Docker Compose for the full AI agent stack

Setting up the agent stack on a new laptop takes half a day

A new engineer joins your team. Their first day looks like: install Postgres, install Redis, clone the agent repo, set up a Python venv, install dependencies, set 15 environment variables, migrate the database, install Langfuse for traces, figure out why the agent can't reach Postgres on localhost, give up, ping you on Slack. You spend an hour walking them through the setup. Then next week someone else joins and you do it again.

The fix is Docker Compose. One file describes every service the agent needs, one command starts them all, one command stops them all. Every engineer gets the same stack in under 90 seconds. Everything is isolated and reproducible. Production pushes the same image that docker compose up built locally.

This post is the Docker Compose pattern for the full AI agent stack: which services belong in the Compose file, the network rules that avoid "cannot reach Postgres" errors, volume persistence for data that should survive restarts, and the 3 gotchas that catch first-time users.

Why is manual setup the wrong default for agent stacks?

Because an agent stack has 4-6 dependencies that each need their own version, config, and port. 3 specific failure modes of manual setup:

1. Version drift. Engineer A has Postgres 15, engineer B has Postgres 16, production has Postgres 14. Bugs that only reproduce on one machine.
2. Port conflicts. Postgres on 5432, Langfuse on 3000, Redis on 6379, if anything else on the laptop uses these ports, setup fails.
3. Tedium. Onboarding is a full afternoon of yak-shaving. Engineers stop wanting to help new hires.

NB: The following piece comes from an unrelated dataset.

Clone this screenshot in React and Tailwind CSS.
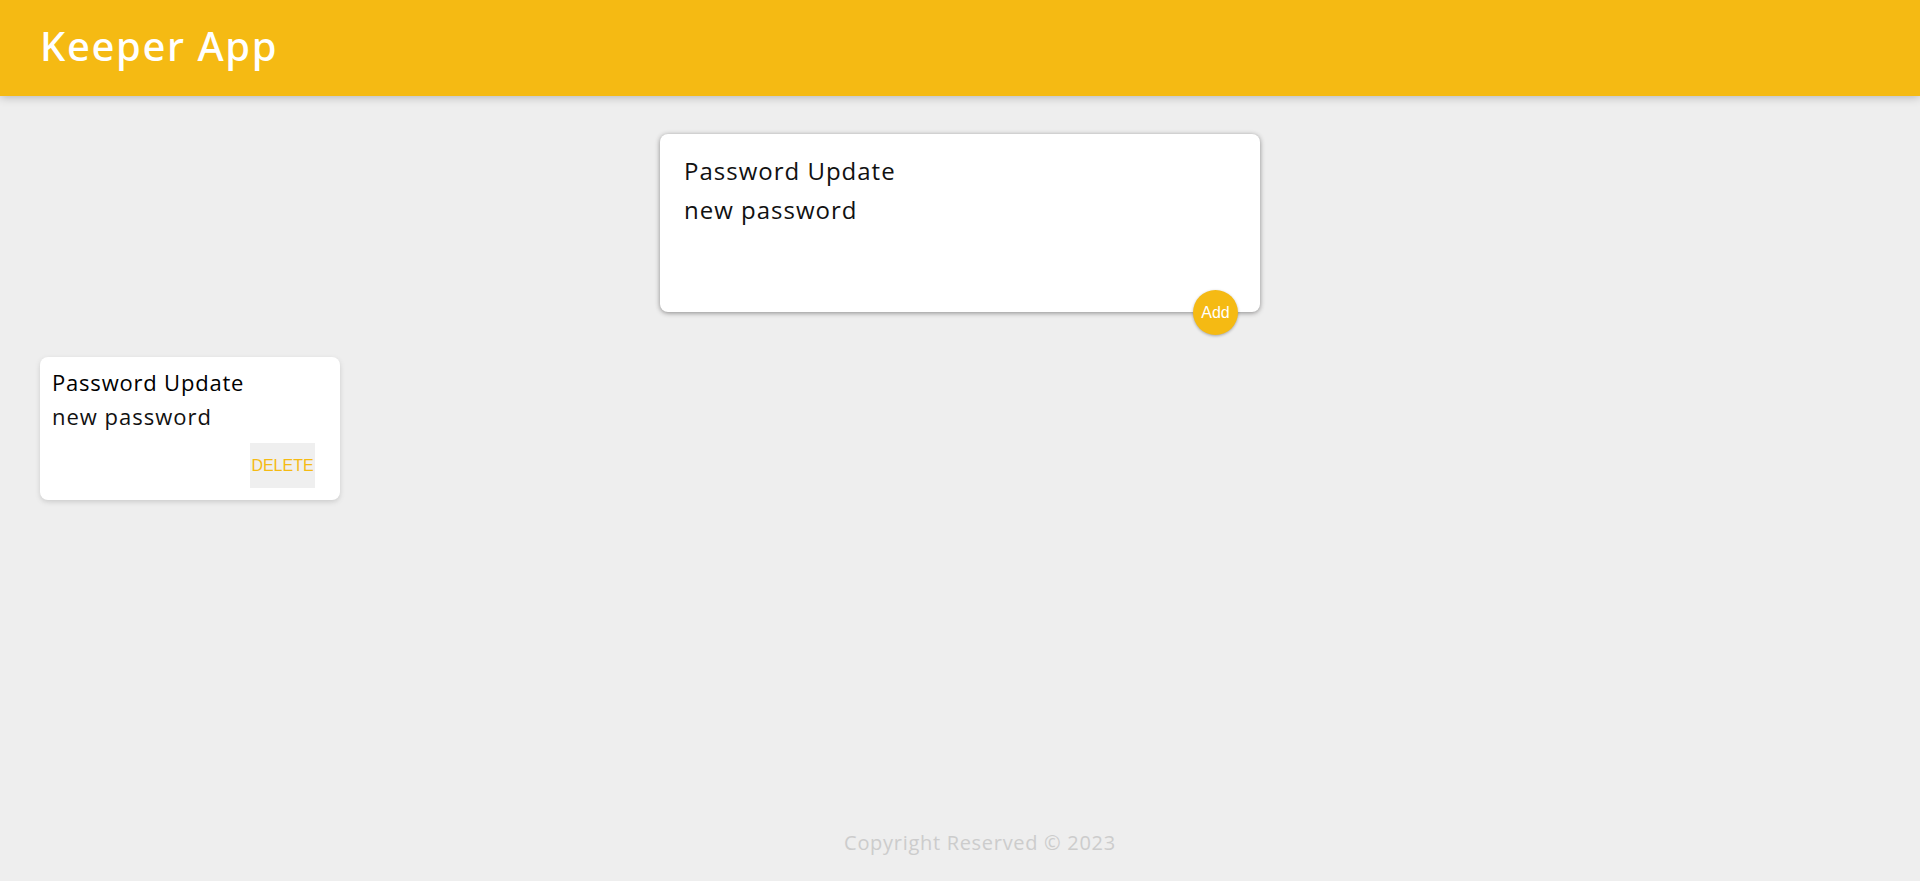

Docker Compose fixes all 3 by shipping a single declarative file that describes the whole stack, pins every version, and isolates networking to a private bridge.

graph LR
    Compose[docker compose up] --> Agent[agent service]
    Compose --> DB[(postgres)]
    Compose --> Cache[(redis)]
    Compose --> Trace[langfuse]

    Agent --> DB
    Agent --> Cache
    Agent --> Trace

    subgraph private_network
        Agent
        DB
        Cache
        Trace
    end

    style Compose fill:#dcfce7,stroke:#15803d

What goes in the Compose file?

Every service your agent needs at runtime, nothing more. Typical agent stack: your app, Postgres, Redis, maybe Langfuse for tracing and Grafana for metrics.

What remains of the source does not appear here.